EXERCISE GOAL: Repeat every line of the listing below exactly, minus the pictures.

SOURCE MATERIAL:
- - - -

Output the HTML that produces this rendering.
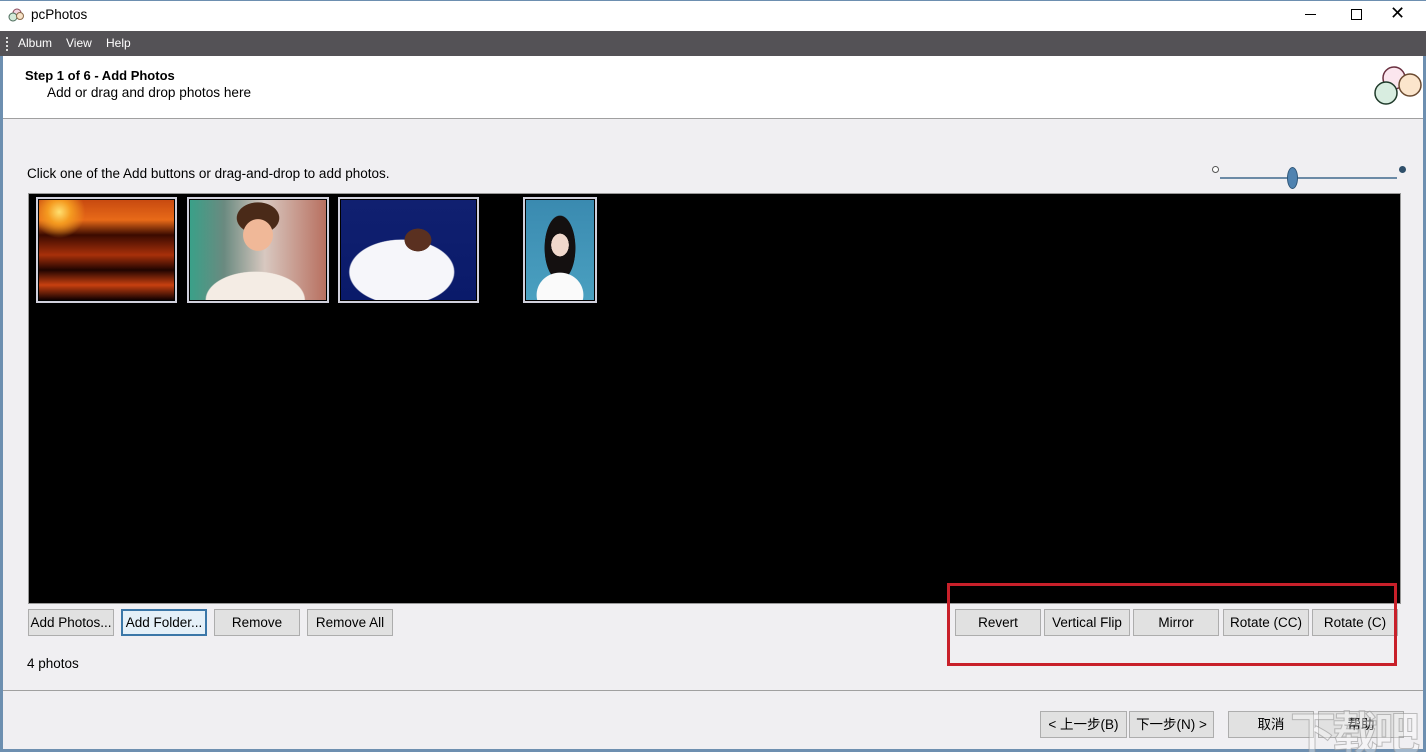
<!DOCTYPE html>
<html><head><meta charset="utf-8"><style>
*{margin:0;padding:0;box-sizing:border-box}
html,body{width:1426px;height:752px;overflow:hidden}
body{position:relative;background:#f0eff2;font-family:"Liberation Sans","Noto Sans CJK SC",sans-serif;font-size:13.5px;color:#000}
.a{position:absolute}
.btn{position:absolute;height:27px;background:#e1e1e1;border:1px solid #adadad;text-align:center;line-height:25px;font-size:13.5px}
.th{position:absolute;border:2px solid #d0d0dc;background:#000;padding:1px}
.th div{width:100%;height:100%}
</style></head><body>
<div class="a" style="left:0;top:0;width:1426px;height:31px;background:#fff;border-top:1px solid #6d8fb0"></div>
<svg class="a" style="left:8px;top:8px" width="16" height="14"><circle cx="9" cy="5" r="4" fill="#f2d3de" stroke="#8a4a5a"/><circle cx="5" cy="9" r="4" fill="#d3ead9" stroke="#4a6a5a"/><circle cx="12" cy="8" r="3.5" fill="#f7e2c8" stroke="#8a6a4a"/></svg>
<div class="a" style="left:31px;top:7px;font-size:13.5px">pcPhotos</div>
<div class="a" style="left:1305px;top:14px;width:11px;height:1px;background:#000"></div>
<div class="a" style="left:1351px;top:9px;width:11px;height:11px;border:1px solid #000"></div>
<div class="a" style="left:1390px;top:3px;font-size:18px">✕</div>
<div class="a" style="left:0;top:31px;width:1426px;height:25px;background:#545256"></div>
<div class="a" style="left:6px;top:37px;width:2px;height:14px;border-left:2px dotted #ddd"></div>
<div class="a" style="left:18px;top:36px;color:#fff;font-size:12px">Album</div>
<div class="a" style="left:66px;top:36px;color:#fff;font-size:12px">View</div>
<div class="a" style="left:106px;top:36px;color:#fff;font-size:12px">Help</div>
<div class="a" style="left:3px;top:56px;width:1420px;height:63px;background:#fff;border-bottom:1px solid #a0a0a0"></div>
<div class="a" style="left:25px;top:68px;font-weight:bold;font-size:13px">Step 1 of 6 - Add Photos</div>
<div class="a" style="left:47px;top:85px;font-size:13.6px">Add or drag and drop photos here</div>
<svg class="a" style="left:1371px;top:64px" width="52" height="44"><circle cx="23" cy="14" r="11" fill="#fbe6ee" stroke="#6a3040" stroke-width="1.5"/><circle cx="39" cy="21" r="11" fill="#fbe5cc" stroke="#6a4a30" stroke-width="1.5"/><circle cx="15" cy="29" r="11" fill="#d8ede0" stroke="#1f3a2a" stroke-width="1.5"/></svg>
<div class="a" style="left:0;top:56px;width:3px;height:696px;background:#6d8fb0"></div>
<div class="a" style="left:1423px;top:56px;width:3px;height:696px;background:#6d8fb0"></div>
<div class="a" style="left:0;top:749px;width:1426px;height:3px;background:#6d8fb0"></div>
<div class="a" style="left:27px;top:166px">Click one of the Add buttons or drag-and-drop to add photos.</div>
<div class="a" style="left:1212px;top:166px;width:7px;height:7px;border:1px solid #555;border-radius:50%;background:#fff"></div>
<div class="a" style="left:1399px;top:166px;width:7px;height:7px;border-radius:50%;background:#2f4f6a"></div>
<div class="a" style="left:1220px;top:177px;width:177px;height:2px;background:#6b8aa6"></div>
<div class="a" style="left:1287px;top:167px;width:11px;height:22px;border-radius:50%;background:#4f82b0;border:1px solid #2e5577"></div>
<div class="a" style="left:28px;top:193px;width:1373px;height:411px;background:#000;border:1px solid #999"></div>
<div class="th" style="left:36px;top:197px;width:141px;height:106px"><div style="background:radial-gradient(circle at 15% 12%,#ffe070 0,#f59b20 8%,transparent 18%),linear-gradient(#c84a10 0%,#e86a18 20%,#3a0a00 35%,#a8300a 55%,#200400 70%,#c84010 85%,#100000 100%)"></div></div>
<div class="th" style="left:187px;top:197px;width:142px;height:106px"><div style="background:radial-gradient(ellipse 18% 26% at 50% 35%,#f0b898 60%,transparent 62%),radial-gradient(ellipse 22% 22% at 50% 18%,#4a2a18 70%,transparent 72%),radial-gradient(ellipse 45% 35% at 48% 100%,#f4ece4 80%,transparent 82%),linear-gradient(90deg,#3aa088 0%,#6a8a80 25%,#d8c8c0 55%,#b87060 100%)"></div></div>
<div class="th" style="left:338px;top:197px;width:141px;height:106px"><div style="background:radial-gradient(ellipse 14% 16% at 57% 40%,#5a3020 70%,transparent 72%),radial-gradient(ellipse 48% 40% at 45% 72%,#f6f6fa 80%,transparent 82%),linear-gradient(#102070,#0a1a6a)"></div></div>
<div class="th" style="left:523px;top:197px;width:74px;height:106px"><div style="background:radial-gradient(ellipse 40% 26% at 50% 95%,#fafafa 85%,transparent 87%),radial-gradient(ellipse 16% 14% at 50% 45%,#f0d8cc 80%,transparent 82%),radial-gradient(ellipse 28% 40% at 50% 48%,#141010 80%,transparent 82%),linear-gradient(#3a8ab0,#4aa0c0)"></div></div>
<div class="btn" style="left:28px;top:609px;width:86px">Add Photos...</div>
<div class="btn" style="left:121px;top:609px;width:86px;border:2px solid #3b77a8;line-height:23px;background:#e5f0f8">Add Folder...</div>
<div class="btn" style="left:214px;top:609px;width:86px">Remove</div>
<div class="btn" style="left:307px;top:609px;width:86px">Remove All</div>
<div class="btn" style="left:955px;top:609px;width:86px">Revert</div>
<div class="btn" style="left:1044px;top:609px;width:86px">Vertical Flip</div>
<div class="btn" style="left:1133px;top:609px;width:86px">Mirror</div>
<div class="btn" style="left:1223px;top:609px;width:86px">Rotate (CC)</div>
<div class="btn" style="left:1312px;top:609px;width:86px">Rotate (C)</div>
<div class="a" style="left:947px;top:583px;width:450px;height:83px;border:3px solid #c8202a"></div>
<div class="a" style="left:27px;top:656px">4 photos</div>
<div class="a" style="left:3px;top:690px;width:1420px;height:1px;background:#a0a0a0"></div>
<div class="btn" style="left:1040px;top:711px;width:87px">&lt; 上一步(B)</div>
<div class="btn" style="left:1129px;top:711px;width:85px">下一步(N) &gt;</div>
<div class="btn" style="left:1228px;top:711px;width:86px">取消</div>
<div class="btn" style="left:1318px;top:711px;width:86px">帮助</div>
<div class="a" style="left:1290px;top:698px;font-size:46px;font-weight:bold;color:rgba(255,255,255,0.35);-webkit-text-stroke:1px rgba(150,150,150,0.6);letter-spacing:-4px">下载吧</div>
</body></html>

- - - -

ANSWER BELOW:
Output the HTML that produces this rendering.
<!DOCTYPE html>
<html><head><meta charset="utf-8"><style>
*{margin:0;padding:0;box-sizing:border-box}
html,body{width:1426px;height:752px;overflow:hidden}
body{position:relative;background:#f0eff2;font-family:"Liberation Sans","Noto Sans CJK SC",sans-serif;font-size:13.5px;color:#000}
.a{position:absolute}
.btn{position:absolute;height:27px;background:#e1e1e1;border:1px solid #adadad;text-align:center;line-height:25px;font-size:13.5px}
.th{position:absolute;border:2px solid #d0d0dc;background:#000;padding:1px}
.th div{width:100%;height:100%}
</style></head><body>
<div class="a" style="left:0;top:0;width:1426px;height:31px;background:#fff;border-top:1px solid #6d8fb0"></div>
<svg class="a" style="left:8px;top:8px" width="16" height="14"><circle cx="9" cy="5" r="4" fill="#f2d3de" stroke="#8a4a5a"/><circle cx="5" cy="9" r="4" fill="#d3ead9" stroke="#4a6a5a"/><circle cx="12" cy="8" r="3.5" fill="#f7e2c8" stroke="#8a6a4a"/></svg>
<div class="a" style="left:31px;top:7px;font-size:13.5px">pcPhotos</div>
<div class="a" style="left:1305px;top:14px;width:11px;height:1px;background:#000"></div>
<div class="a" style="left:1351px;top:9px;width:11px;height:11px;border:1px solid #000"></div>
<div class="a" style="left:1390px;top:3px;font-size:18px">✕</div>
<div class="a" style="left:0;top:31px;width:1426px;height:25px;background:#545256"></div>
<div class="a" style="left:6px;top:37px;width:2px;height:14px;border-left:2px dotted #ddd"></div>
<div class="a" style="left:18px;top:36px;color:#fff;font-size:12px">Album</div>
<div class="a" style="left:66px;top:36px;color:#fff;font-size:12px">View</div>
<div class="a" style="left:106px;top:36px;color:#fff;font-size:12px">Help</div>
<div class="a" style="left:3px;top:56px;width:1420px;height:63px;background:#fff;border-bottom:1px solid #a0a0a0"></div>
<div class="a" style="left:25px;top:68px;font-weight:bold;font-size:13px">Step 1 of 6 - Add Photos</div>
<div class="a" style="left:47px;top:85px;font-size:13.6px">Add or drag and drop photos here</div>
<svg class="a" style="left:1371px;top:64px" width="52" height="44"><circle cx="23" cy="14" r="11" fill="#fbe6ee" stroke="#6a3040" stroke-width="1.5"/><circle cx="39" cy="21" r="11" fill="#fbe5cc" stroke="#6a4a30" stroke-width="1.5"/><circle cx="15" cy="29" r="11" fill="#d8ede0" stroke="#1f3a2a" stroke-width="1.5"/></svg>
<div class="a" style="left:0;top:56px;width:3px;height:696px;background:#6d8fb0"></div>
<div class="a" style="left:1423px;top:56px;width:3px;height:696px;background:#6d8fb0"></div>
<div class="a" style="left:0;top:749px;width:1426px;height:3px;background:#6d8fb0"></div>
<div class="a" style="left:27px;top:166px">Click one of the Add buttons or drag-and-drop to add photos.</div>
<div class="a" style="left:1212px;top:166px;width:7px;height:7px;border:1px solid #555;border-radius:50%;background:#fff"></div>
<div class="a" style="left:1399px;top:166px;width:7px;height:7px;border-radius:50%;background:#2f4f6a"></div>
<div class="a" style="left:1220px;top:177px;width:177px;height:2px;background:#6b8aa6"></div>
<div class="a" style="left:1287px;top:167px;width:11px;height:22px;border-radius:50%;background:#4f82b0;border:1px solid #2e5577"></div>
<div class="a" style="left:28px;top:193px;width:1373px;height:411px;background:#000;border:1px solid #999"></div>
<div class="th" style="left:36px;top:197px;width:141px;height:106px"><div style="background:radial-gradient(circle at 15% 12%,#ffe070 0,#f59b20 8%,transparent 18%),linear-gradient(#c84a10 0%,#e86a18 20%,#3a0a00 35%,#a8300a 55%,#200400 70%,#c84010 85%,#100000 100%)"></div></div>
<div class="th" style="left:187px;top:197px;width:142px;height:106px"><div style="background:radial-gradient(ellipse 18% 26% at 50% 35%,#f0b898 60%,transparent 62%),radial-gradient(ellipse 22% 22% at 50% 18%,#4a2a18 70%,transparent 72%),radial-gradient(ellipse 45% 35% at 48% 100%,#f4ece4 80%,transparent 82%),linear-gradient(90deg,#3aa088 0%,#6a8a80 25%,#d8c8c0 55%,#b87060 100%)"></div></div>
<div class="th" style="left:338px;top:197px;width:141px;height:106px"><div style="background:radial-gradient(ellipse 14% 16% at 57% 40%,#5a3020 70%,transparent 72%),radial-gradient(ellipse 48% 40% at 45% 72%,#f6f6fa 80%,transparent 82%),linear-gradient(#102070,#0a1a6a)"></div></div>
<div class="th" style="left:523px;top:197px;width:74px;height:106px"><div style="background:radial-gradient(ellipse 40% 26% at 50% 95%,#fafafa 85%,transparent 87%),radial-gradient(ellipse 16% 14% at 50% 45%,#f0d8cc 80%,transparent 82%),radial-gradient(ellipse 28% 40% at 50% 48%,#141010 80%,transparent 82%),linear-gradient(#3a8ab0,#4aa0c0)"></div></div>
<div class="btn" style="left:28px;top:609px;width:86px">Add Photos...</div>
<div class="btn" style="left:121px;top:609px;width:86px;border:2px solid #3b77a8;line-height:23px;background:#e5f0f8">Add Folder...</div>
<div class="btn" style="left:214px;top:609px;width:86px">Remove</div>
<div class="btn" style="left:307px;top:609px;width:86px">Remove All</div>
<div class="btn" style="left:955px;top:609px;width:86px">Revert</div>
<div class="btn" style="left:1044px;top:609px;width:86px">Vertical Flip</div>
<div class="btn" style="left:1133px;top:609px;width:86px">Mirror</div>
<div class="btn" style="left:1223px;top:609px;width:86px">Rotate (CC)</div>
<div class="btn" style="left:1312px;top:609px;width:86px">Rotate (C)</div>
<div class="a" style="left:947px;top:583px;width:450px;height:83px;border:3px solid #c8202a"></div>
<div class="a" style="left:27px;top:656px">4 photos</div>
<div class="a" style="left:3px;top:690px;width:1420px;height:1px;background:#a0a0a0"></div>
<div class="btn" style="left:1040px;top:711px;width:87px">&lt; 上一步(B)</div>
<div class="btn" style="left:1129px;top:711px;width:85px">下一步(N) &gt;</div>
<div class="btn" style="left:1228px;top:711px;width:86px">取消</div>
<div class="btn" style="left:1318px;top:711px;width:86px">帮助</div>
<div class="a" style="left:1290px;top:698px;font-size:46px;font-weight:bold;color:rgba(255,255,255,0.35);-webkit-text-stroke:1px rgba(150,150,150,0.6);letter-spacing:-4px">下载吧</div>
</body></html>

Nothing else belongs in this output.